### What the task asks
Return the material word for word. Do not include the pictures.

### Data provided
• • • •

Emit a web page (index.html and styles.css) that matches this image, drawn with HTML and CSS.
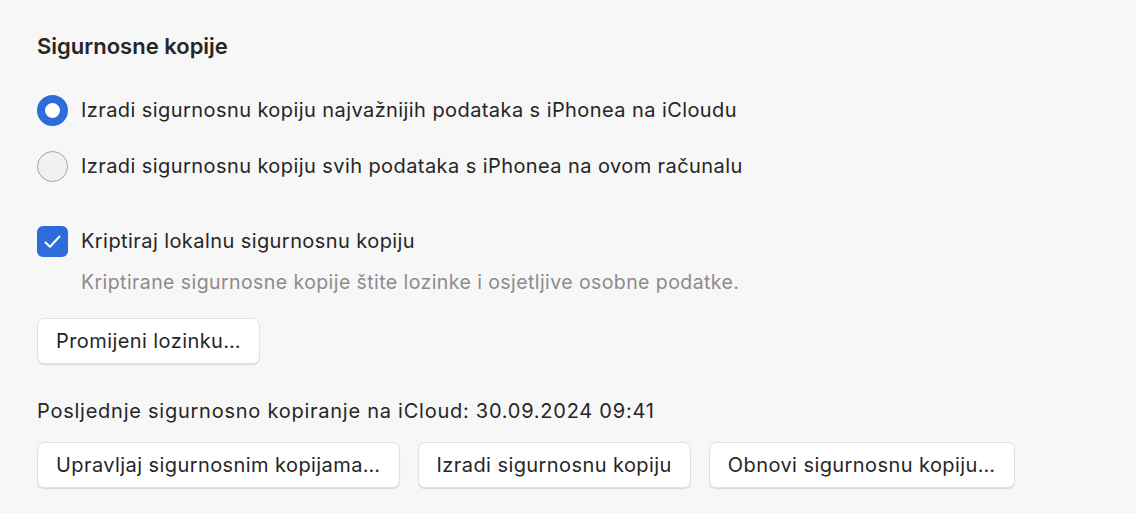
FILE: index.html
```html
<!DOCTYPE html>
<html lang="hr">

<head>
    <meta charset="UTF-8">
    <title>Sigurnosne kopije</title>
    <link rel="stylesheet" href="styles.css">
</head>

<body>
    <div class="panel">
        <h2 class="title">Sigurnosne kopije</h2>

        <div class="options">
            <label class="row">
                <span class="radio on"></span>
                <span>Izradi sigurnosnu kopiju najvažnijih podataka s iPhonea na iCloudu</span>
            </label>
            <label class="row">
                <span class="radio"></span>
                <span>Izradi sigurnosnu kopiju svih podataka s iPhonea na ovom računalu</span>
            </label>
        </div>

        <label class="row check-row">
            <span class="check">
                <svg width="31" height="31" viewBox="0 0 31 31"><path d="M8.5 16.5 L13 20.8 L22.5 10.5" fill="none" stroke="#fff" stroke-width="2" stroke-linecap="round" stroke-linejoin="round"/></svg>
            </span>
            <span>Kriptiraj lokalnu sigurnosnu kopiju</span>
        </label>
        <p class="hint">Kriptirane sigurnosne kopije štite lozinke i osjetljive osobne podatke.</p>

        <a href="javascript:void(0);" class="btn btn-pass">Promijeni lozinku…</a>

        <p class="last">Posljednje sigurnosno kopiranje na iCloud: 30.09.2024 09:41</p>

        <div class="btns">
            <a href="javascript:void(0);" class="btn">Upravljaj sigurnosnim kopijama…</a>
            <a href="javascript:void(0);" class="btn">Izradi sigurnosnu kopiju</a>
            <a href="javascript:void(0);" class="btn">Obnovi sigurnosnu kopiju…</a>
        </div>
    </div>
</body>

</html>
```

FILE: styles.css
```css
* {
    margin: 0;
    padding: 0;
    box-sizing: border-box;
}

html,
body {
    height: 100%;
}

body {
    background: #f7f7f7;
    font-family: Inter, "Noto Sans", sans-serif;
    color: #262626;
    font-size: 20px;
    letter-spacing: 0.42px;
}

a {
    text-decoration: none;
    color: #262626;
}

.panel {
    padding: 34px 37px 0 37px;
}

.title {
    font-size: 22px;
    font-weight: 600;
    line-height: 24px;
    letter-spacing: 0;
}

.options {
    display: flex;
    flex-direction: column;
    gap: 24px;
    margin-top: 36px;
}

.row {
    display: flex;
    align-items: center;
    gap: 13px;
    height: 32px;
}

.radio {
    width: 31px;
    height: 31px;
    border-radius: 50%;
    border: 1px solid #a3a3a3;
    background: #f1f1f1;
    flex: none;
}

.radio.on {
    border: 8px solid #2e6cdb;
    background: #fff;
}

.check-row {
    margin-top: 43px;
}

.check {
    width: 31px;
    height: 31px;
    border-radius: 6px;
    background: #2e6cdb;
    display: flex;
    flex: none;
}

.hint {
    margin: 13px 0 0 44px;
    line-height: 24px;
    font-size: 19.5px;
    color: #8c8c8c;
}

.btn {
    display: inline-flex;
    align-items: center;
    height: 46px;
    padding: 0 18px;
    background: #fff;
    border: 1px solid #e2e2e2;
    border-radius: 7px;
    box-shadow: 0 1px 1px rgba(0, 0, 0, .12);
}

.btn-pass {
    margin-top: 24px;
}

.last {
    margin-top: 35px;
    line-height: 24px;
    letter-spacing: 0.75px;
}

.btns {
    display: flex;
    gap: 18px;
    margin-top: 19px;
}
```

• • • •

### Written response
Emit a web page (index.html and styles.css) that matches this image, drawn with HTML and CSS.
FILE: index.html
```html
<!DOCTYPE html>
<html lang="hr">

<head>
    <meta charset="UTF-8">
    <title>Sigurnosne kopije</title>
    <link rel="stylesheet" href="styles.css">
</head>

<body>
    <div class="panel">
        <h2 class="title">Sigurnosne kopije</h2>

        <div class="options">
            <label class="row">
                <span class="radio on"></span>
                <span>Izradi sigurnosnu kopiju najvažnijih podataka s iPhonea na iCloudu</span>
            </label>
            <label class="row">
                <span class="radio"></span>
                <span>Izradi sigurnosnu kopiju svih podataka s iPhonea na ovom računalu</span>
            </label>
        </div>

        <label class="row check-row">
            <span class="check">
                <svg width="31" height="31" viewBox="0 0 31 31"><path d="M8.5 16.5 L13 20.8 L22.5 10.5" fill="none" stroke="#fff" stroke-width="2" stroke-linecap="round" stroke-linejoin="round"/></svg>
            </span>
            <span>Kriptiraj lokalnu sigurnosnu kopiju</span>
        </label>
        <p class="hint">Kriptirane sigurnosne kopije štite lozinke i osjetljive osobne podatke.</p>

        <a href="javascript:void(0);" class="btn btn-pass">Promijeni lozinku…</a>

        <p class="last">Posljednje sigurnosno kopiranje na iCloud: 30.09.2024 09:41</p>

        <div class="btns">
            <a href="javascript:void(0);" class="btn">Upravljaj sigurnosnim kopijama…</a>
            <a href="javascript:void(0);" class="btn">Izradi sigurnosnu kopiju</a>
            <a href="javascript:void(0);" class="btn">Obnovi sigurnosnu kopiju…</a>
        </div>
    </div>
</body>

</html>
```

FILE: styles.css
```css
* {
    margin: 0;
    padding: 0;
    box-sizing: border-box;
}

html,
body {
    height: 100%;
}

body {
    background: #f7f7f7;
    font-family: Inter, "Noto Sans", sans-serif;
    color: #262626;
    font-size: 20px;
    letter-spacing: 0.42px;
}

a {
    text-decoration: none;
    color: #262626;
}

.panel {
    padding: 34px 37px 0 37px;
}

.title {
    font-size: 22px;
    font-weight: 600;
    line-height: 24px;
    letter-spacing: 0;
}

.options {
    display: flex;
    flex-direction: column;
    gap: 24px;
    margin-top: 36px;
}

.row {
    display: flex;
    align-items: center;
    gap: 13px;
    height: 32px;
}

.radio {
    width: 31px;
    height: 31px;
    border-radius: 50%;
    border: 1px solid #a3a3a3;
    background: #f1f1f1;
    flex: none;
}

.radio.on {
    border: 8px solid #2e6cdb;
    background: #fff;
}

.check-row {
    margin-top: 43px;
}

.check {
    width: 31px;
    height: 31px;
    border-radius: 6px;
    background: #2e6cdb;
    display: flex;
    flex: none;
}

.hint {
    margin: 13px 0 0 44px;
    line-height: 24px;
    font-size: 19.5px;
    color: #8c8c8c;
}

.btn {
    display: inline-flex;
    align-items: center;
    height: 46px;
    padding: 0 18px;
    background: #fff;
    border: 1px solid #e2e2e2;
    border-radius: 7px;
    box-shadow: 0 1px 1px rgba(0, 0, 0, .12);
}

.btn-pass {
    margin-top: 24px;
}

.last {
    margin-top: 35px;
    line-height: 24px;
    letter-spacing: 0.75px;
}

.btns {
    display: flex;
    gap: 18px;
    margin-top: 19px;
}
```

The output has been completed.